*** ENTRIES SHOWN

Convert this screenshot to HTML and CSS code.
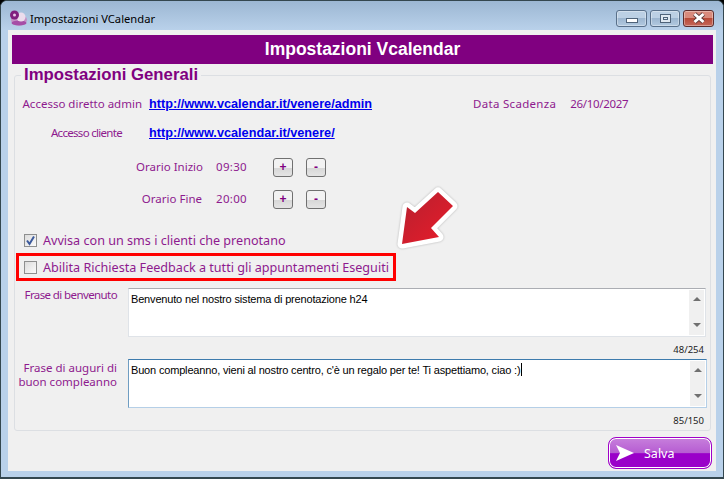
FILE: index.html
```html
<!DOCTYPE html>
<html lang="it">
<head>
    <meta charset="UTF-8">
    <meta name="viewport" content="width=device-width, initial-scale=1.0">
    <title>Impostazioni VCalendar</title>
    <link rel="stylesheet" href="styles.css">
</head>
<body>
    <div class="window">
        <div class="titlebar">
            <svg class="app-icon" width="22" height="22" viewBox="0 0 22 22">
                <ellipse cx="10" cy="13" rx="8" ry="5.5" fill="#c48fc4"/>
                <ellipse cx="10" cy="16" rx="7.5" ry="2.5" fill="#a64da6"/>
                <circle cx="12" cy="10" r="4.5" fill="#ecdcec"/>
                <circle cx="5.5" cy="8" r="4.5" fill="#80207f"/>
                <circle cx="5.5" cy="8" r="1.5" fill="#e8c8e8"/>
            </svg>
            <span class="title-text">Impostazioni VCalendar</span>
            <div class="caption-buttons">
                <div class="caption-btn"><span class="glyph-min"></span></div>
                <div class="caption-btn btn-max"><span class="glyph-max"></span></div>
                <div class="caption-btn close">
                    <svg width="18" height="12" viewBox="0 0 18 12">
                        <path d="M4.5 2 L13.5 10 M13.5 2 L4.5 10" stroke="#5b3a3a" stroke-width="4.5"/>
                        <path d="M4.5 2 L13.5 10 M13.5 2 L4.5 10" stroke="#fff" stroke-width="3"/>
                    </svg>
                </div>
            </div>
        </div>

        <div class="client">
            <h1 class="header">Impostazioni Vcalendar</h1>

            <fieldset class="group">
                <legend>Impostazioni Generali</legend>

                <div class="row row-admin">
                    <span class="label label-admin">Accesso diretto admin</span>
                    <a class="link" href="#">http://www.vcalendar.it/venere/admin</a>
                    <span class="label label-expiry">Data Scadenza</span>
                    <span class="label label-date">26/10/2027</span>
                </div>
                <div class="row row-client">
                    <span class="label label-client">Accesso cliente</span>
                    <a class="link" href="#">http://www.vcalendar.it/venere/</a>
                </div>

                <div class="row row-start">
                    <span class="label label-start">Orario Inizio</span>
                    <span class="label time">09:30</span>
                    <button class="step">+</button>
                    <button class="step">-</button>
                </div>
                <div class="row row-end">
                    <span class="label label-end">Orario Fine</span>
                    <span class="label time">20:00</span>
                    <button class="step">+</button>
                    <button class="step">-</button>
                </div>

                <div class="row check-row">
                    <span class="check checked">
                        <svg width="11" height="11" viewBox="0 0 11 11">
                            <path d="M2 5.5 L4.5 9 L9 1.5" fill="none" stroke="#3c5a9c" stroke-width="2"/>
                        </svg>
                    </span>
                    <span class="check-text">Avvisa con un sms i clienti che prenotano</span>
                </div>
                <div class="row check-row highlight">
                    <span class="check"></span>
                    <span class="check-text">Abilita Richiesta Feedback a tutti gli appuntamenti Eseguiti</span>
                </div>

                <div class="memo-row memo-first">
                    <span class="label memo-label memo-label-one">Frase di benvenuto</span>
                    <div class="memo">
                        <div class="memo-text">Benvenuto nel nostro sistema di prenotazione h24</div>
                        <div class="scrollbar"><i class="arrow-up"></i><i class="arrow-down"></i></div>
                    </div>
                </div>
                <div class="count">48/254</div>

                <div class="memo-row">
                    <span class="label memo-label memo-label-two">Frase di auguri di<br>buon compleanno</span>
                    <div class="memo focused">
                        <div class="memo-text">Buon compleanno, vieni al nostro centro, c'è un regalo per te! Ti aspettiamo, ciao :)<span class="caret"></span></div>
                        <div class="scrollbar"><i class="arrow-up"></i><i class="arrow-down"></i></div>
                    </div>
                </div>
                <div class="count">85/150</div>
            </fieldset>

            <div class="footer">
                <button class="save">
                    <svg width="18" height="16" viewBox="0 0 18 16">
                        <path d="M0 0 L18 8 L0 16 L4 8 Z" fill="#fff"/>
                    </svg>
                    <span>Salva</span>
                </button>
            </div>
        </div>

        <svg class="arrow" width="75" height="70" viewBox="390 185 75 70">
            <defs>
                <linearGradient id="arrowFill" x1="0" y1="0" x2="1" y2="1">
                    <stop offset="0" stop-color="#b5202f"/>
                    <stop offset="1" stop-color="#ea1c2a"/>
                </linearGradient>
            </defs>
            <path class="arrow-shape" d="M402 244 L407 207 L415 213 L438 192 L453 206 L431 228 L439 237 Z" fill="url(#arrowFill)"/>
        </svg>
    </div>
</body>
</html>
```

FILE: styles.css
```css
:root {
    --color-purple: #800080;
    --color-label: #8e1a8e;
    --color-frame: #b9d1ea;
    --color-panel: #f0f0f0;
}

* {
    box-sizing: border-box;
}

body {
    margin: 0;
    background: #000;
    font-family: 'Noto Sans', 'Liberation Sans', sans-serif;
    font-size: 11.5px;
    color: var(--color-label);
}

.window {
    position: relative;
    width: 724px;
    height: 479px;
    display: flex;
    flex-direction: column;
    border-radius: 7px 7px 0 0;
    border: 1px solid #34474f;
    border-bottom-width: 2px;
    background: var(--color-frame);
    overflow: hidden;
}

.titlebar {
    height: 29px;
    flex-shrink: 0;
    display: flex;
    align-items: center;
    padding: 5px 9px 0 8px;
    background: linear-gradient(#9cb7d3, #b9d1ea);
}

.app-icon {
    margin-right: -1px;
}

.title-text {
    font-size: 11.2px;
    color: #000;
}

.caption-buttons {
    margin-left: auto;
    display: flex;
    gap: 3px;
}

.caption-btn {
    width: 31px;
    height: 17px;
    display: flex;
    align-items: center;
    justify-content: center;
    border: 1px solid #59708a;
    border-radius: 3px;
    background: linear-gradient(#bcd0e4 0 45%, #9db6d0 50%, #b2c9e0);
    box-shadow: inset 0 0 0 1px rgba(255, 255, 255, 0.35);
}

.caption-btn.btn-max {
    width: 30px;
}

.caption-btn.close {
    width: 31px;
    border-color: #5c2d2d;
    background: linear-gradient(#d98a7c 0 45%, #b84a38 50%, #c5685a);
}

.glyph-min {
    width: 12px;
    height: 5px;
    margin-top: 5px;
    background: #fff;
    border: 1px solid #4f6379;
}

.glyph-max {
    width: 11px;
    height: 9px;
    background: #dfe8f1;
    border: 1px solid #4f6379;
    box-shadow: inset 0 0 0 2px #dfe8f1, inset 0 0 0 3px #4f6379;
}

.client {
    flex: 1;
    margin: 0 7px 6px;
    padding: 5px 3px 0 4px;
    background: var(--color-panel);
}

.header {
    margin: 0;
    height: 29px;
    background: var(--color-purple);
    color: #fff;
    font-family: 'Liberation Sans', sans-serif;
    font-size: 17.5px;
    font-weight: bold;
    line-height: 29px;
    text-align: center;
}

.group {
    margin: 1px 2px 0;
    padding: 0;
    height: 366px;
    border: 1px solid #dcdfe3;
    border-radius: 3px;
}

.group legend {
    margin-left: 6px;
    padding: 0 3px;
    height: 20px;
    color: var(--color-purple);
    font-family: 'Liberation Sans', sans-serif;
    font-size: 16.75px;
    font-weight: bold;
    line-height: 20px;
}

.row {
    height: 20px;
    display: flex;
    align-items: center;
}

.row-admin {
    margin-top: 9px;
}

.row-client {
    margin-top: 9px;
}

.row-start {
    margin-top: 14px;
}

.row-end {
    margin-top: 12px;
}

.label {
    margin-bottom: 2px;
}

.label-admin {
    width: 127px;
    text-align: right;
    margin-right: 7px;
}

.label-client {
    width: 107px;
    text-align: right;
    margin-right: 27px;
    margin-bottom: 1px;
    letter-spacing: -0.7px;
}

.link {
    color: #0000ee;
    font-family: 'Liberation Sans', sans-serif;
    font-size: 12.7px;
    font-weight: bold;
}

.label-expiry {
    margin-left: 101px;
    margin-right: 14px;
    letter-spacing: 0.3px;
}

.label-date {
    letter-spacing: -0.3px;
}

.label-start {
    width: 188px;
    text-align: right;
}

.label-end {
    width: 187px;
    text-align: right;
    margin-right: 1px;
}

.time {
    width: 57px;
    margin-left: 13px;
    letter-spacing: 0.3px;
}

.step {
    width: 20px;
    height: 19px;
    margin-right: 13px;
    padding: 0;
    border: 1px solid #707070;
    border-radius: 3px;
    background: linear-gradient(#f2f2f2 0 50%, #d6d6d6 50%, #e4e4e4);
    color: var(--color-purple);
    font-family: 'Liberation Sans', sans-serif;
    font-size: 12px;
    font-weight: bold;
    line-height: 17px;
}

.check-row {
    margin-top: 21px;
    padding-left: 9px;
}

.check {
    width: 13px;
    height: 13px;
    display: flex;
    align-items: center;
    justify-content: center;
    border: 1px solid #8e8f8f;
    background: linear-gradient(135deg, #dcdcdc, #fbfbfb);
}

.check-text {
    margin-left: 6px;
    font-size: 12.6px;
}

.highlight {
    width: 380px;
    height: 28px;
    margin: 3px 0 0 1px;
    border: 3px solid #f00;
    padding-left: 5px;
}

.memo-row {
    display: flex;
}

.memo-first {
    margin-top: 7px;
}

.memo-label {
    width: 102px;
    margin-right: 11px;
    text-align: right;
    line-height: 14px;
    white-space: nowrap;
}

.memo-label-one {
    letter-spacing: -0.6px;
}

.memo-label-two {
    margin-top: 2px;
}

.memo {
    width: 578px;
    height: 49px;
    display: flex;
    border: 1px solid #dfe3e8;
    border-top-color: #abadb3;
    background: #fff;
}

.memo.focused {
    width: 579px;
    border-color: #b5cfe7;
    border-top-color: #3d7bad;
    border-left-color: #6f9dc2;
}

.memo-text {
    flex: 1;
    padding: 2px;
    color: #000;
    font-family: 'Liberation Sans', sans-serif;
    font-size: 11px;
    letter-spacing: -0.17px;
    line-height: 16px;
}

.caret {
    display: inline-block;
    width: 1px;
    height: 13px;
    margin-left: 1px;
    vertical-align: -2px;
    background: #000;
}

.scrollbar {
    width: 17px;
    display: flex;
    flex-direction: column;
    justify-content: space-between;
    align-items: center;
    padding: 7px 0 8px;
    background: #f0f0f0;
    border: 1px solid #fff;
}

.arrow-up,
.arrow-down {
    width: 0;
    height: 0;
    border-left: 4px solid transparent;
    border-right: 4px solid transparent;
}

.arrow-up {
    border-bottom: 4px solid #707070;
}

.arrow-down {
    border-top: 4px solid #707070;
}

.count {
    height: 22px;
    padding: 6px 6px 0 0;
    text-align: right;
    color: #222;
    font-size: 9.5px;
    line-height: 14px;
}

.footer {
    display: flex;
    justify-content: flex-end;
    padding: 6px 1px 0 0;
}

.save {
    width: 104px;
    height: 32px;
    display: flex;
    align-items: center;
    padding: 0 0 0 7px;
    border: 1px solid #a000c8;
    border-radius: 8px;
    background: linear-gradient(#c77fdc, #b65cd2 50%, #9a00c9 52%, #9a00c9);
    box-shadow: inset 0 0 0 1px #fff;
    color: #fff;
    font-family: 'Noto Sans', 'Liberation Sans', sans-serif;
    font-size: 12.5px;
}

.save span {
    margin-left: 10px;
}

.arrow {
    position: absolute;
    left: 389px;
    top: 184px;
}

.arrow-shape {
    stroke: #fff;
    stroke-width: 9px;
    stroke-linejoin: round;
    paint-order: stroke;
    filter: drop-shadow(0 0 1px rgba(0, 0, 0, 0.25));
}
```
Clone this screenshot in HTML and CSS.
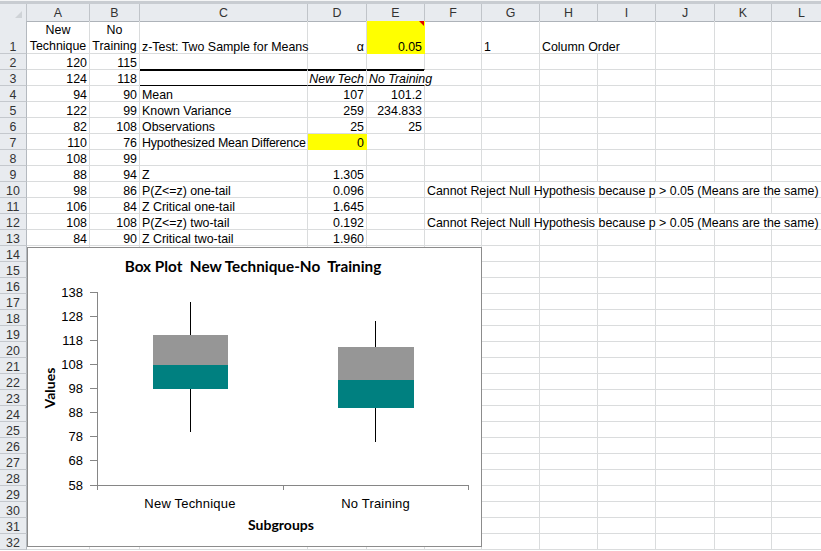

******

GIVEN PROBLEM
Locate the lines above that contain "this" and copy them.

EXERCISE RESULT
Convert this screenshot to HTML and CSS code.
Clone this screenshot in HTML and CSS.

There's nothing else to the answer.